C’est pourquoi le Conseil recommande d’augmenter les ressources financières réservées aux universités et à ce que l’université soit exonérée d’impôts, tout en améliorant ses ressources propres. 

Cibler les frais d’inscription

Dans le même entretien, Idriss Mansouri propose quant à lui d’introduire des frais d’inscription pour les ménages ayant les moyens de les payer. 

« À l’inscription, nous collectons des données sur le profil familial de chaque étudiant : profession des parents, lieu de résidence, revenu, etc. Les boursiers – ceux dont les revenus des parents ne dépassent pas 6 000 dirhams mensuels [552 euros] – seraient d’emblée exonérés », explique-t-il. 

Le but selon lui n’est pas « d’introduire une sélection par l’argent mais de responsabiliser les familles et de continuer à améliorer la qualité de l’enseignement et de la recherche ».

« Il y a une volonté politique d’améliorer le système universitaire » 

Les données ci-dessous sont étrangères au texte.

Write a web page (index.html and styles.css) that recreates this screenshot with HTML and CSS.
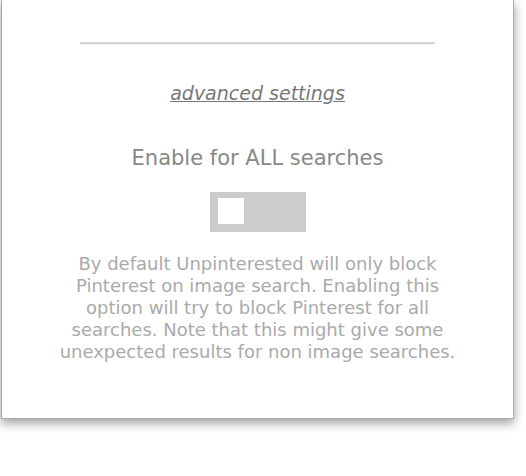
FILE: index.html
```html
<!DOCTYPE html>
<html lang="en">
<head>
    <meta charset="UTF-8">
    <title>Unpinterested options</title>
    <link rel="stylesheet" href="styles.css">
</head>
<body>
    <div class="panel">
        <hr class="divider">

        <a class="advanced" href="#">advanced settings</a>

        <div class="option">
            <h2>Enable for ALL searches</h2>
            <label class="switch">
                <input type="checkbox" id="allSearches">
                <span class="knob"></span>
            </label>
            <p class="hint">By default Unpinterested will only block Pinterest on image search. Enabling this option will try to block Pinterest for all searches. Note that this might give some unexpected results for non image searches.</p>
        </div>
    </div>
</body>
</html>
```

FILE: styles.css
```css
html {
    background: #fff;
}

body {
    font-family: 'DejaVu Sans', sans-serif;
    margin: 0;
    padding: 0 12px 40px 1px;
    min-height: 476px;
    box-sizing: border-box;
}

.panel {
    background: #fff;
    border: 1px solid #aaa;
    border-top: none;
    box-shadow: 0 4px 10px rgba(0, 0, 0, 0.4);
    padding: 42px 0 55px;
    display: flex;
    flex-direction: column;
    align-items: center;
}

.divider {
    width: 355px;
    margin: 0;
    border: none;
    border-top: 2px solid #d6d6d6;
    border-bottom: 1px solid #f2f2f2;
}

.advanced {
    margin-top: 37px;
    font-size: 19px;
    font-style: italic;
    color: #777;
    text-decoration: underline;
}

.option {
    display: flex;
    flex-direction: column;
    align-items: center;
}

.option h2 {
    margin: 42px 0 0;
    font-size: 21px;
    font-weight: normal;
    color: #888;
}

.switch {
    display: block;
    position: relative;
    width: 96px;
    height: 40px;
    margin-top: 22px;
    background: #ccc;
    cursor: pointer;
}

.switch input {
    display: none;
}

.knob {
    position: absolute;
    left: 8px;
    top: 6px;
    width: 26px;
    height: 26px;
    background: #fff;
}

.switch input:checked + .knob {
    left: 62px;
}

.hint {
    width: 400px;
    margin: 21px 0 0;
    font-size: 18px;
    line-height: 22px;
    text-align: center;
    color: #aaa;
}
```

- Rahma Bourquia, sociologue et directrice de l’Instance nationale d’évaluation auprès du CSRFRS

Pour Abdellatif Miraoui, au contraire, il ne s’agit pas d’argent mais de « volonté stratégique » : « Le ministère de l’Éducation nous a toujours suivis. Mais il a fallu que l’on accompagne activement tout le monde – parents, professeurs, politiciens – vers le changement ». 

Rahma Bourquia, sociologue et directrice de l’Instance nationale d’évaluation auprès du CSRFRS, le ministère de l’Éducation semble en effet aller dans ce sens : « Il y a une volonté politique d’améliorer le système universitaire », explique-t-elle à MEE. « Le ministre, Saïd Amzazi, l’a d’ailleurs annoncé dans plusieurs de ses discours. Maintenant pour que les choses se concrétisent sur le terrain, il faut mettre en place des actions concrètes. Quoiqu’il en soit, dans le milieu éducatif les changements prennent toujours du temps ». 

Selon la sociologue, le Conseil prépare un second rapport proposant des « solutions et orientations stratégiques » pour relever le système universitaire.